Task prompt
Look through the data below and return each line where "this" appears.

Information shown
* Start *

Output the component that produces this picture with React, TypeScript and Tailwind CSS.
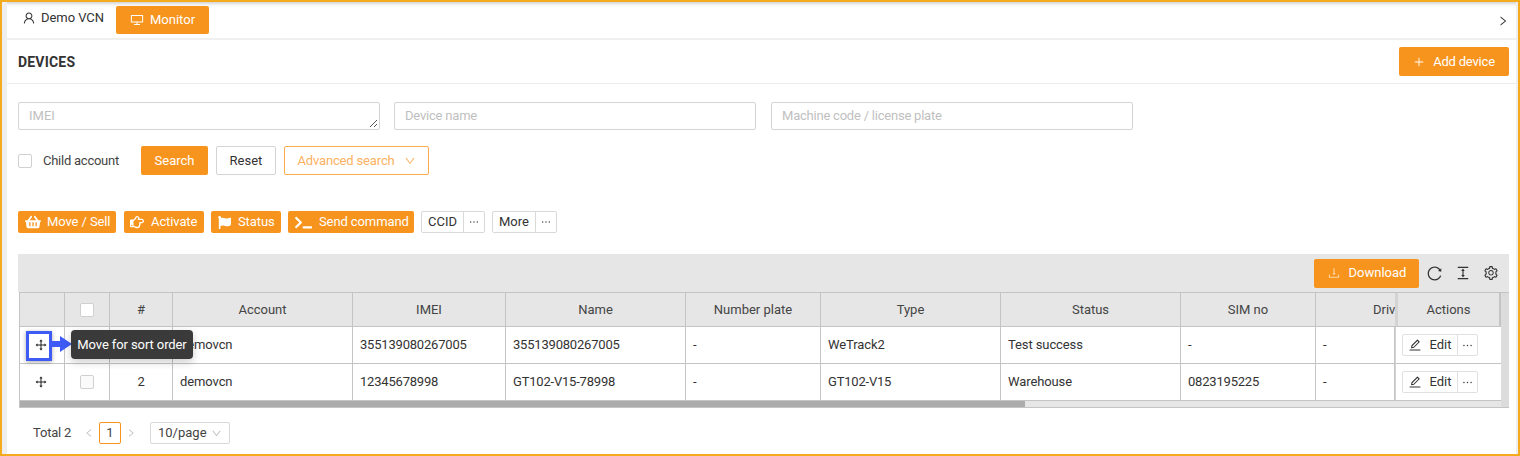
import type { ReactNode } from "react";
import {
  AiOutlineColumnHeight,
  AiOutlineDesktop,
  AiOutlineDown,
  AiOutlineDownload,
  AiOutlineDrag,
  AiOutlineEdit,
  AiOutlineEllipsis,
  AiOutlineLeft,
  AiOutlinePlus,
  AiOutlineReload,
  AiOutlineRight,
  AiOutlineSetting,
  AiOutlineUser,
} from "react-icons/ai";
import { FaFlag, FaRegHandPointRight, FaShoppingBasket, FaTerminal } from "react-icons/fa";

const columns = "grid-cols-[45px_45px_63px_180px_153px_180px_135px_180px_180px_135px_79px_107px]";

const rows = [
  ["355139080267005", "355139080267005", "-", "WeTrack2", "Test success", "-", "-"],
  ["12345678998", "GT102-V15-78998", "-", "GT102-V15", "Warehouse", "0823195225", "-"],
];

function OrangeButton({ icon, label, width }: { icon: ReactNode; label: string; width: string }) {
  return (
    <button
      className={`flex h-[22px] items-center gap-[6px] rounded-[2px] bg-[#f7941d] pl-[7px] text-[13px] tracking-[-0.1px] whitespace-nowrap text-white ${width}`}
    >
      {icon}
      {label}
    </button>
  );
}

function SplitButton({ label }: { label: string }) {
  return (
    <div className="flex h-[22px] rounded-[2px] border border-[#d9d9d9] text-[13px] text-[#333]">
      <span className="flex items-center px-[6px]">{label}</span>
      <span className="flex w-[21px] items-center justify-center border-l border-[#d9d9d9]">
        <AiOutlineEllipsis className="text-[12px]" />
      </span>
    </div>
  );
}

function HeaderCell({ children }: { children?: ReactNode }) {
  return (
    <div className="flex items-center justify-center border-r border-[#c4c4c4] bg-[#e6e6e6] text-[13px] text-[#444]">
      {children}
    </div>
  );
}

function Cell({ children, center }: { children?: ReactNode; center?: boolean }) {
  return (
    <div
      className={`flex items-center border-r border-b border-[#c4c4c4] bg-white text-[13px] tracking-[-0.1px] text-[#333] ${
        center ? "justify-center" : "px-[7px]"
      }`}
    >
      {children}
    </div>
  );
}

function Checkbox({ dim }: { dim?: boolean }) {
  return (
    <span
      className={`block h-[14px] w-[14px] rounded-[2px] border border-[#d0d0d0] ${dim ? "bg-[#fafafa]" : "bg-white"}`}
    />
  );
}

export default function App() {
  return (
    <div className="relative h-[456px] w-[1520px] overflow-hidden border-2 border-[#f5ab1e] bg-white font-['Roboto',sans-serif] text-[13px] text-[#333]">
      <div className="flex h-[36px] items-start pl-[5px] pr-[9px] shadow-[inset_0_4px_4px_-3px_rgba(0,0,0,0.25)]">
        <div className="flex h-[28px] w-[109px] items-center gap-[5px] pl-[15px] pt-[4px] tracking-[-0.05px] text-[#333]">
          <AiOutlineUser className="text-[14px]" />
          Demo VCN
        </div>
        <div className="mt-[4px] flex h-[28px] w-[93px] items-center gap-[6px] rounded-[2px] bg-[#f7941d] pl-[14px] text-white">
          <AiOutlineDesktop className="text-[14px]" />
          Monitor
        </div>
        <AiOutlineRight className="mt-[13px] ml-auto text-[12px] text-[#333]" />
      </div>

      <div className="ml-[5px] mr-[2px] border-t-2 border-[#f0f0f0]">
        <div className="flex h-[44px] items-center justify-between border-b border-[#ececec] pl-[11px] pr-[7px]">
          <h1 className="pt-px text-[14px] font-bold tracking-[0.2px] text-[#333]">DEVICES</h1>
          <button className="flex h-[29px] w-[110px] items-center justify-center gap-[8px] rounded-[2px] bg-[#f7941d] text-[13px] tracking-[-0.2px] text-white">
            <AiOutlinePlus className="text-[12px]" />
            Add device
          </button>
        </div>

        <div className="pl-[11px] pr-[7px] pt-[18px]">
          <div className="flex gap-[14px]">
            <div className="relative flex h-[28px] w-[362px] items-center rounded-[2px] border border-[#d4d4d4] px-[10px] text-[#bfbfbf]">
              IMEI
              <svg className="absolute bottom-[1px] right-[1px] h-[9px] w-[9px]" viewBox="0 0 9 9" fill="none" stroke="#555">
                <path d="M1 8 8 1M5 8l3-3" />
              </svg>
            </div>
            <div className="flex h-[28px] w-[362px] items-center rounded-[2px] border border-[#d4d4d4] px-[10px] tracking-[-0.2px] text-[#bfbfbf]">
              Device name
            </div>
            <div className="ml-px flex h-[28px] w-[362px] items-center rounded-[2px] border border-[#d4d4d4] px-[10px] tracking-[-0.22px] text-[#bfbfbf]">
              Machine code / license plate
            </div>
          </div>

          <div className="mt-[16px] flex h-[29px] items-center">
            <Checkbox />
            <span className="ml-[11px] w-[76px] tracking-[-0.25px] whitespace-nowrap text-[#444]">Child account</span>
            <button className="ml-[22px] flex h-[29px] w-[67px] items-center justify-center rounded-[2px] bg-[#f7941d] text-white">
              Search
            </button>
            <button className="ml-[8px] flex h-[29px] w-[60px] items-center justify-center rounded-[2px] border border-[#d4d4d4]">
              Reset
            </button>
            <button className="ml-[8px] flex h-[29px] w-[145px] items-center justify-center gap-[9px] rounded-[2px] border border-[#f9ad4d] tracking-[-0.15px] text-[#fbb15f]">
              Advanced search
              <AiOutlineDown className="text-[12px]" />
            </button>
          </div>

          <div className="mt-[36px] flex items-center gap-[7px]">
            <OrangeButton width="w-[98px]" icon={<FaShoppingBasket className="shrink-0 text-[16px]" />} label="Move / Sell" />
            <div className="ml-px">
              <OrangeButton width="w-[80px]" icon={<FaRegHandPointRight className="ml-[-1px] mr-px shrink-0 text-[14px]" />} label="Activate" />
            </div>
            <OrangeButton width="w-[70px]" icon={<FaFlag className="mr-px shrink-0 text-[13px]" />} label="Status" />
            <OrangeButton width="w-[126px]" icon={<FaTerminal className="mr-px shrink-0 text-[17px]" />} label="Send command" />
            <SplitButton label="CCID" />
            <SplitButton label="More" />
          </div>

          <div className="mt-[21px] flex h-[38px] w-[1491px] items-center justify-end bg-[#e6e6e6] pr-[10px]">
            <button className="flex h-[29px] w-[105px] items-center justify-center gap-[8px] rounded-[2px] bg-[#f7941d] text-white">
              <AiOutlineDownload className="text-[14px] text-[#fdd9a8]" />
              Download
            </button>
            <AiOutlineReload className="ml-[7px] text-[17px] text-[#333]" />
            <AiOutlineColumnHeight className="ml-[12px] text-[16px] text-[#333]" />
            <AiOutlineSetting className="ml-[12px] text-[16px] text-[#333]" />
          </div>

          <div className="relative ml-px w-[1490px] border-y border-l border-[#c4c4c4] bg-[#e6e6e6]">
            <div className={`grid h-[34px] w-[1482px] ${columns} border-b border-[#c4c4c4]`}>
              <HeaderCell />
              <HeaderCell>
                <Checkbox />
              </HeaderCell>
              <HeaderCell>#</HeaderCell>
              <HeaderCell>Account</HeaderCell>
              <HeaderCell>IMEI</HeaderCell>
              <HeaderCell>Name</HeaderCell>
              <HeaderCell>Number plate</HeaderCell>
              <HeaderCell>Type</HeaderCell>
              <HeaderCell>Status</HeaderCell>
              <HeaderCell>SIM no</HeaderCell>
              <div className="overflow-hidden bg-[#e6e6e6] pl-[57px] leading-[33px] whitespace-nowrap text-[#444]">
                Driver
              </div>
              <div className="flex items-center justify-center border-x-[3px] border-l-[#d4d4d4] border-r-[#c4c4c4] bg-[#e6e6e6] text-[#444]">
                Actions
              </div>
            </div>
            {rows.map((row, index) => (
              <div className={`grid h-[37px] w-[1482px] ${columns}`} key={row[0]}>
                <Cell center>
                  <AiOutlineDrag className="-ml-[2px] text-[14px] text-[#222]" />
                </Cell>
                <Cell center>
                  <Checkbox dim />
                </Cell>
                <Cell center>{index + 1}</Cell>
                <Cell>demovcn</Cell>
                {row.map((value, i) => (
                  <Cell key={i}>{/^[\dG]/.test(value) ? <span className="tracking-[-0.2px]">{value}</span> : value}</Cell>
                ))}
                <div className="flex items-center border-x border-b border-[#c4c4c4] border-l-[#d4d4d4] bg-white pl-[6px]">
                  <div className="flex h-[22px] rounded-[2px] border border-[#e0e0e0] text-[#333]">
                    <span className="flex w-[54px] items-center justify-center gap-[7px]">
                      <AiOutlineEdit className="text-[14px]" />
                      Edit
                    </span>
                    <span className="flex w-[20px] items-center justify-center border-l border-[#e0e0e0]">
                      <AiOutlineEllipsis className="text-[13px]" />
                    </span>
                  </div>
                </div>
              </div>
            ))}
            <div className="h-[6px] w-[1005px] bg-[#acacac]" />
            <div className="absolute right-0 top-0 h-full w-[8px] bg-[#dcdcdc]" />

            <div className="absolute left-[6px] top-[38px] h-[30px] w-[26px] border-[3px] border-[#3f5bf6] shadow-[0_1px_4px_rgba(0,0,0,0.35)]" />
            <svg className="absolute left-[31px] top-[43px] h-[16px] w-[21px]" viewBox="0 0 21 16" fill="#3f5bf6">
              <path d="M0 5h9V0l12 8-12 8v-5H0z" />
            </svg>
            <div className="absolute left-[51px] top-[37px] flex h-[29px] w-[122px] items-center justify-center rounded-[4px] bg-[#3a3a3a] text-[13px] tracking-[-0.1px] whitespace-nowrap text-white shadow-[0_3px_8px_rgba(0,0,0,0.2)]">
              Move for sort order
            </div>
          </div>

          <div className="mt-[14px] flex h-[22px] items-center pl-[15px] text-[#444]">
            <span className="w-[38px] tracking-[-0.2px] whitespace-nowrap">Total 2</span>
            <AiOutlineLeft className="ml-[13px] text-[10px] text-[#bfbfbf]" />
            <span className="ml-[5px] flex h-[22px] w-[22px] items-center justify-center rounded-[2px] border border-[#f7941d]">
              1
            </span>
            <AiOutlineRight className="ml-[5px] text-[10px] text-[#bfbfbf]" />
            <span className="ml-[14px] flex h-[22px] w-[80px] items-center justify-between rounded-[2px] border border-[#d9d9d9] px-[7px]">
              10/page
              <AiOutlineDown className="text-[11px] text-[#bfbfbf]" />
            </span>
          </div>
        </div>
      </div>

      <div className="absolute bottom-0 left-0 top-0 w-[5px] bg-[#eeeeee]" />
      <div className="absolute bottom-0 right-0 top-0 w-[2px] bg-[#eeeeee]" />
    </div>
  );
}
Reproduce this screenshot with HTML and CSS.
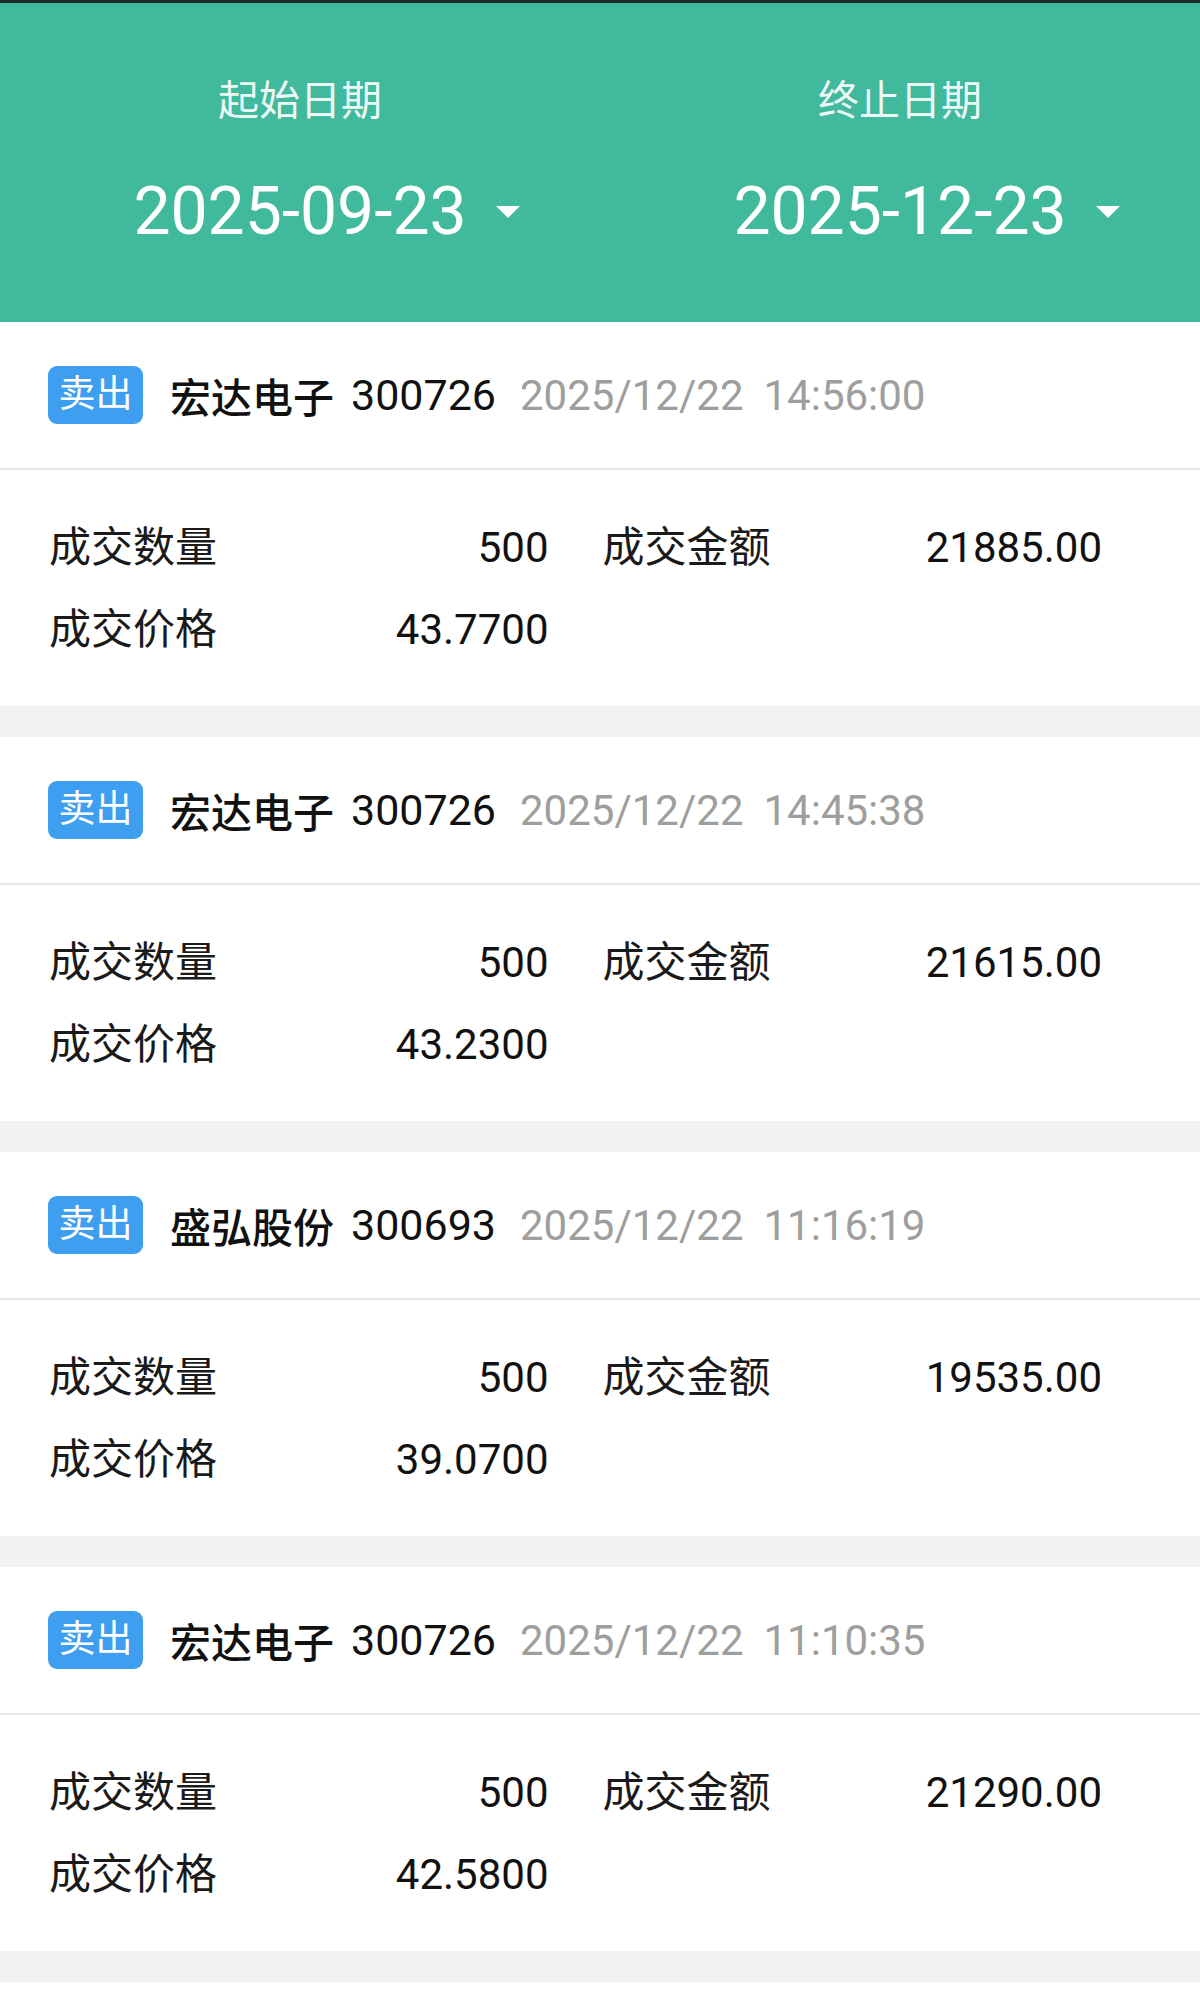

* End *

Solution
Output the component that produces this picture with React, TypeScript and Tailwind CSS.
Reproduce this screenshot with HTML and CSS.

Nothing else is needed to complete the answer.